Important Information for Investors and Stockholders
In connection with the proposed unification and
redomiciliation transactions, Carnival Corporation plans to file with the Securities and Exchange Commission (“SEC”) a Registration
Statement on Form S-4, containing a Proxy Statement/Prospectus relating to the proposed transactions (collectively, the “Proxy
Statement”), and Carnival plc plans to file the Proxy Statement with the SEC. Investors and securityholders of Carnival Corporation
and Carnival plc are urged to read the Registration Statement, the Proxy Statement and any other relevant documents filed with the SEC
when they are available, because they contain, or will contain, important information about Carnival Corporation and Carnival plc, the
proposed transactions and related matters. The final Proxy Statement will be mailed to shareholders of Carnival Corporation and Carnival
plc. Investors and securityholders of Carnival Corporation and Carnival plc will be able to obtain copies of the Registration Statement
and the Proxy Statement, when they become available, as well as other filings with the SEC that will be incorporated by reference into
such documents, containing information about Carnival Corporation and Carnival plc, without charge, at the SEC’s website (http://www.sec.gov).
The release, publication or distribution of this communication in certain jurisdictions may be restricted by law and therefore persons
in such jurisdictions into which this communication is released, published or distributed should inform themselves about and observe
such restrictions. Any failure to comply with any such restrictions may constitute a violation of the securities laws of any such jurisdiction.
No Offer or Solicitation
This communication does not constitute an offer
to sell or the solicitation of an offer to buy any securities or a solicitation of any vote or approval, nor shall there be any sale
of securities in any jurisdiction in which such offer, solicitation or sale would be unlawful prior to registration or qualification
under the securities laws of any such jurisdiction.

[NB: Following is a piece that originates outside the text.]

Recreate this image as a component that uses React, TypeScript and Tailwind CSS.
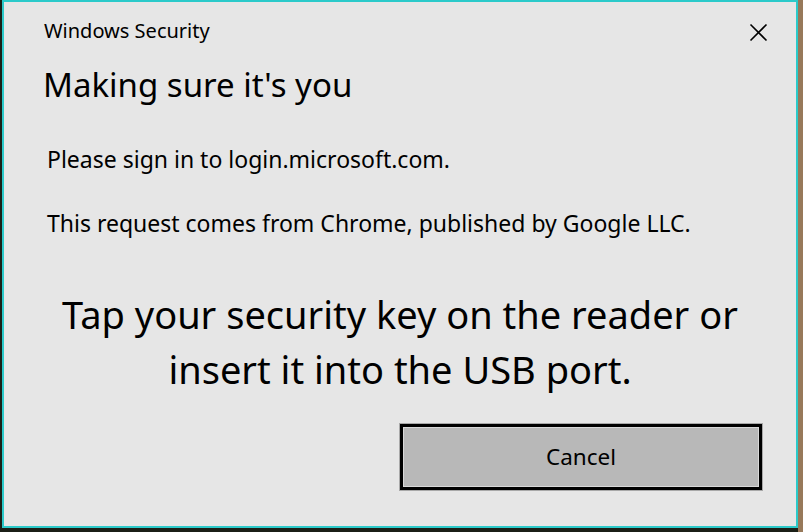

No offer of securities shall be made except by means of a prospectus meeting the
requirements of Section 10 of the Securities Act of 1933, as amended. This communication shall not constitute or form the basis
of, and should not be relied on in connection with, any contract or investment decision in relation to the securities of Carnival Corporation
or Carnival plc or any other entity.
Participants in the Solicitation
Carnival Corporation, Carnival plc and their
respective directors and executive officers and other members of management and employees may be deemed to be participants in the solicitation
of proxies from Carnival Corporation’s and Carnival plc’s shareholders in respect of the proposed transactions under the
rules of the SEC. Information regarding Carnival Corporation’s and Carnival plc’s directors and executive officers is
available in Carnival Corporation’s and Carnival plc’s joint Annual Report on Form 10-K for the year ended November 30,
2024 and Carnival Corporation’s and Carnival plc’s joint proxy statement, dated February 28, 2025, for its 2025 annual
meeting of stockholders, which can be obtained free of charge through the website maintained by the SEC at http://www.sec.gov. Any changes
in the holdings of Carnival Corporation’s securities by Carnival Corporation’s directors or executive officers or Carnival
plc’s securities by Carnival plc’s directors or executive officers from the amounts described in Carnival Corporation’s
and Carnival plc’s 2025 joint proxy statement have been reflected in Statements of Change in Ownership on Form 4 filed with
the SEC subsequent to the filing date of Carnival Corporation’s and Carnival plc’s 2025 joint proxy statement and are available
at the SEC’s website at www.sec.gov. Additional information regarding the interests of such participants will be included in the
Registration Statement, the Proxy Statement and other relevant materials to be filed with the SEC when they become available.
Cautionary Statement Regarding Forward-Looking Information
This communication contains statements herein
regarding the proposed unification and redomiciliation transactions, future financial and operating results, benefits of the transactions
and any other statements about future expectations that constitute forward-looking statements within the meaning of the Private Securities
Litigation Reform Act of 1995, Section 27A of the Securities Act of 1933 and Section 21E of the Securities Exchange Act of
1934. All statements in this communication, other than statements of historical fact, are forward-looking statements that may be identified
by the use of words “anticipate,” “believe,” “could,” “estimate,” “expect,”
“intend,” “may,” “plan,” “potential,” “predict,” “project,” “should,”
“target,” “will,” “would” and, in each case, their negative or other various or comparable terminology.
Such forward-looking statements are based upon current beliefs, expectations and discussions related to the proposed unification and
redomiciliation transactions and are subject to significant risks and uncertainties that could cause actual results to differ materially
from the results expressed in such statements. There are a number of important factors that could cause actual results or events to differ
materially from those indicated by such forward looking statements, including: the ability to obtain governmental and court approvals
of the transactions on the proposed terms and schedule, the failure of Carnival Corporation and Carnival plc shareholders to approve
the transactions, the effects of industry, market, economic, political or regulatory conditions outside of the parties’ control
and the parties’ ability to achieve the benefits from the proposed transactions. Additional factors that may affect future results
are contained in Carnival Corporation’s and Carnival plc’s filings with the SEC, including Carnival Corporation’s and
Carnival plc’s most recent joint Annual Report on Form 10-K, as it may be updated from time to time by quarterly reports on
Form 10-Q and current reports on Form 8-K, all of which are available at the SEC’s website http://www.sec.gov. The information
set forth herein speaks only as of the date hereof, and, except to the extent legally required, any intention or obligation to update
any forward-looking statements as a result of developments occurring after the date hereof is hereby disclaimed.